> [Task objective]:
Give a verbatim copy of the lines below, minus the pictures.

> [Material provided]:
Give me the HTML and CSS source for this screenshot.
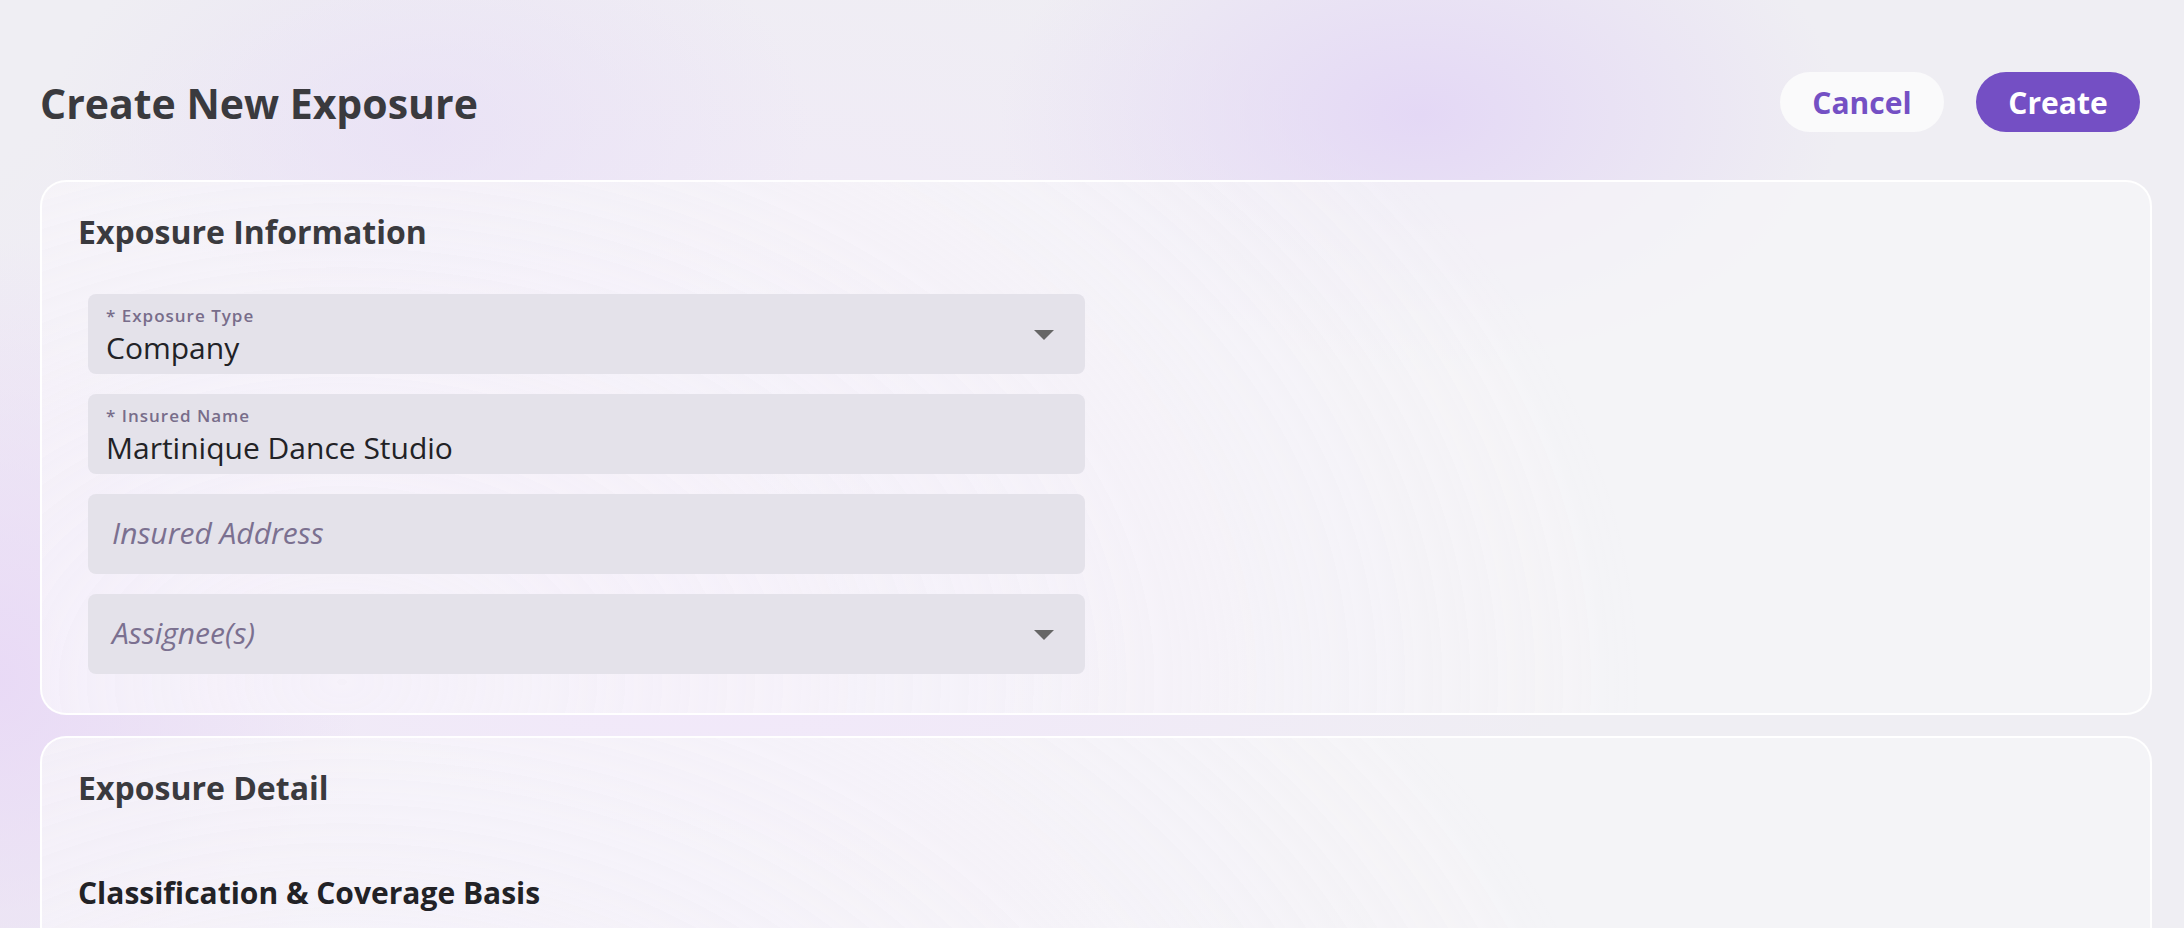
FILE: index.html
```html
<!DOCTYPE html>
<html lang="en">
<head>
<meta charset="utf-8">
<title>Create New Exposure</title>
<link rel="stylesheet" href="styles.css">
</head>
<body>
<div class="page">
  <header class="header">
    <h1 class="title">Create New Exposure</h1>
    <div class="actions">
      <button class="btn btn-secondary">Cancel</button>
      <button class="btn btn-primary">Create</button>
    </div>
  </header>

  <section class="card card-info">
    <h2 class="card-title">Exposure Information</h2>
    <div class="fields">
      <div class="field">
        <div class="field-body">
          <div class="field-label">* Exposure Type</div>
          <div class="field-value">Company</div>
        </div>
        <svg class="caret" width="20" height="10" viewBox="0 0 20 10"><path d="M0 0 L20 0 L10 10 Z" fill="#666"/></svg>
      </div>
      <div class="field">
        <div class="field-body">
          <div class="field-label">* Insured Name</div>
          <div class="field-value">Martinique Dance Studio</div>
        </div>
      </div>
      <div class="field">
        <div class="field-body field-body-empty">
          <div class="field-placeholder">Insured Address</div>
        </div>
      </div>
      <div class="field">
        <div class="field-body field-body-empty">
          <div class="field-placeholder">Assignee(s)</div>
        </div>
        <svg class="caret" width="20" height="10" viewBox="0 0 20 10"><path d="M0 0 L20 0 L10 10 Z" fill="#666"/></svg>
      </div>
    </div>
  </section>

  <section class="card card-detail">
    <h2 class="card-title">Exposure Detail</h2>
    <h3 class="sub-title">Classification &amp; Coverage Basis</h3>
  </section>
</div>
</body>
</html>
```

FILE: styles.css
```css
html, body {
  margin: 0;
  padding: 0;
  height: 100%;
}

body {
  font-family: "Open Sans", "Noto Sans", sans-serif;
  background-color: #efeef3;
  background-image:
    radial-gradient(ellipse 420px 260px at 1420px 115px, rgba(226, 212, 246, 0.85), rgba(226, 212, 246, 0) 100%),
    radial-gradient(ellipse 380px 240px at 430px 130px, rgba(230, 220, 246, 0.6), rgba(230, 220, 246, 0) 100%),
    radial-gradient(ellipse 360px 440px at 0px 680px, rgba(232, 216, 246, 0.9), rgba(232, 216, 246, 0) 100%),
    radial-gradient(ellipse 900px 650px at 700px 560px, rgba(242, 230, 252, 0.9), rgba(242, 230, 252, 0) 100%);
  overflow: hidden;
}

.page {
  padding: 0 32px 0 40px;
}

.header {
  display: flex;
  align-items: center;
  justify-content: space-between;
  padding: 72px 12px 48px 0;
}

.title {
  margin: 0;
  padding-top: 2px;
  font-size: 41px;
  line-height: 58px;
  font-weight: 700;
  color: #3a3a3e;
}

.actions {
  display: flex;
  gap: 32px;
}

.btn {
  width: 164px;
  height: 60px;
  border: none;
  border-radius: 30px;
  font-family: "Open Sans", "Noto Sans", sans-serif;
  font-size: 30px;
  font-weight: 700;
  padding: 0;
  cursor: pointer;
}

.btn-secondary {
  background: #fafafb;
  color: #7450c4;
}

.btn-primary {
  background: #744fc4;
  color: #ffffff;
}

.card {
  border: 2px solid rgba(255, 255, 255, 0.95);
  border-radius: 26px;
  background:
    radial-gradient(ellipse 1300px 900px at 300px 500px, rgba(246, 240, 252, 0.55), rgba(246, 240, 252, 0) 100%),
    rgba(246, 246, 248, 0.7);
  padding: 30px 36px 39px 36px;
}

.card-info {
  margin-bottom: 21px;
}

.card-title {
  margin: 0;
  font-size: 32px;
  line-height: 40px;
  font-weight: 700;
  color: #3a3a3e;
}

.fields {
  display: flex;
  flex-direction: column;
  gap: 20px;
  margin-top: 42px;
  padding-left: 10px;
}

.field {
  width: 997px;
  height: 80px;
  box-sizing: border-box;
  border-radius: 8px;
  background: #e4e2ea;
  display: flex;
  align-items: flex-start;
}

.field-body {
  flex: 1;
  padding: 12px 18px 0 18px;
}

.field-body-empty {
  padding: 21px 24px 0 24px;
}

.field-label {
  font-size: 17px;
  line-height: 20px;
  font-weight: 600;
  letter-spacing: 1px;
  color: #786d8a;
}

.field-value {
  margin-top: 4px;
  font-size: 30px;
  line-height: 36px;
  color: #222226;
}

.field-placeholder {
  font-size: 30px;
  line-height: 36px;
  font-style: italic;
  color: #7b7090;
}

.caret {
  flex: none;
  margin: 36px 31px 0 0;
}

.card-detail {
  padding-bottom: 80px;
}

.sub-title {
  margin: 67px 0 0 0;
  font-size: 30px;
  line-height: 36px;
  font-weight: 700;
  color: #222226;
}
```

> [Output of the task]:
Give me the HTML and CSS source for this screenshot.
FILE: index.html
```html
<!DOCTYPE html>
<html lang="en">
<head>
<meta charset="utf-8">
<title>Create New Exposure</title>
<link rel="stylesheet" href="styles.css">
</head>
<body>
<div class="page">
  <header class="header">
    <h1 class="title">Create New Exposure</h1>
    <div class="actions">
      <button class="btn btn-secondary">Cancel</button>
      <button class="btn btn-primary">Create</button>
    </div>
  </header>

  <section class="card card-info">
    <h2 class="card-title">Exposure Information</h2>
    <div class="fields">
      <div class="field">
        <div class="field-body">
          <div class="field-label">* Exposure Type</div>
          <div class="field-value">Company</div>
        </div>
        <svg class="caret" width="20" height="10" viewBox="0 0 20 10"><path d="M0 0 L20 0 L10 10 Z" fill="#666"/></svg>
      </div>
      <div class="field">
        <div class="field-body">
          <div class="field-label">* Insured Name</div>
          <div class="field-value">Martinique Dance Studio</div>
        </div>
      </div>
      <div class="field">
        <div class="field-body field-body-empty">
          <div class="field-placeholder">Insured Address</div>
        </div>
      </div>
      <div class="field">
        <div class="field-body field-body-empty">
          <div class="field-placeholder">Assignee(s)</div>
        </div>
        <svg class="caret" width="20" height="10" viewBox="0 0 20 10"><path d="M0 0 L20 0 L10 10 Z" fill="#666"/></svg>
      </div>
    </div>
  </section>

  <section class="card card-detail">
    <h2 class="card-title">Exposure Detail</h2>
    <h3 class="sub-title">Classification &amp; Coverage Basis</h3>
  </section>
</div>
</body>
</html>
```

FILE: styles.css
```css
html, body {
  margin: 0;
  padding: 0;
  height: 100%;
}

body {
  font-family: "Open Sans", "Noto Sans", sans-serif;
  background-color: #efeef3;
  background-image:
    radial-gradient(ellipse 420px 260px at 1420px 115px, rgba(226, 212, 246, 0.85), rgba(226, 212, 246, 0) 100%),
    radial-gradient(ellipse 380px 240px at 430px 130px, rgba(230, 220, 246, 0.6), rgba(230, 220, 246, 0) 100%),
    radial-gradient(ellipse 360px 440px at 0px 680px, rgba(232, 216, 246, 0.9), rgba(232, 216, 246, 0) 100%),
    radial-gradient(ellipse 900px 650px at 700px 560px, rgba(242, 230, 252, 0.9), rgba(242, 230, 252, 0) 100%);
  overflow: hidden;
}

.page {
  padding: 0 32px 0 40px;
}

.header {
  display: flex;
  align-items: center;
  justify-content: space-between;
  padding: 72px 12px 48px 0;
}

.title {
  margin: 0;
  padding-top: 2px;
  font-size: 41px;
  line-height: 58px;
  font-weight: 700;
  color: #3a3a3e;
}

.actions {
  display: flex;
  gap: 32px;
}

.btn {
  width: 164px;
  height: 60px;
  border: none;
  border-radius: 30px;
  font-family: "Open Sans", "Noto Sans", sans-serif;
  font-size: 30px;
  font-weight: 700;
  padding: 0;
  cursor: pointer;
}

.btn-secondary {
  background: #fafafb;
  color: #7450c4;
}

.btn-primary {
  background: #744fc4;
  color: #ffffff;
}

.card {
  border: 2px solid rgba(255, 255, 255, 0.95);
  border-radius: 26px;
  background:
    radial-gradient(ellipse 1300px 900px at 300px 500px, rgba(246, 240, 252, 0.55), rgba(246, 240, 252, 0) 100%),
    rgba(246, 246, 248, 0.7);
  padding: 30px 36px 39px 36px;
}

.card-info {
  margin-bottom: 21px;
}

.card-title {
  margin: 0;
  font-size: 32px;
  line-height: 40px;
  font-weight: 700;
  color: #3a3a3e;
}

.fields {
  display: flex;
  flex-direction: column;
  gap: 20px;
  margin-top: 42px;
  padding-left: 10px;
}

.field {
  width: 997px;
  height: 80px;
  box-sizing: border-box;
  border-radius: 8px;
  background: #e4e2ea;
  display: flex;
  align-items: flex-start;
}

.field-body {
  flex: 1;
  padding: 12px 18px 0 18px;
}

.field-body-empty {
  padding: 21px 24px 0 24px;
}

.field-label {
  font-size: 17px;
  line-height: 20px;
  font-weight: 600;
  letter-spacing: 1px;
  color: #786d8a;
}

.field-value {
  margin-top: 4px;
  font-size: 30px;
  line-height: 36px;
  color: #222226;
}

.field-placeholder {
  font-size: 30px;
  line-height: 36px;
  font-style: italic;
  color: #7b7090;
}

.caret {
  flex: none;
  margin: 36px 31px 0 0;
}

.card-detail {
  padding-bottom: 80px;
}

.sub-title {
  margin: 67px 0 0 0;
  font-size: 30px;
  line-height: 36px;
  font-weight: 700;
  color: #222226;
}
```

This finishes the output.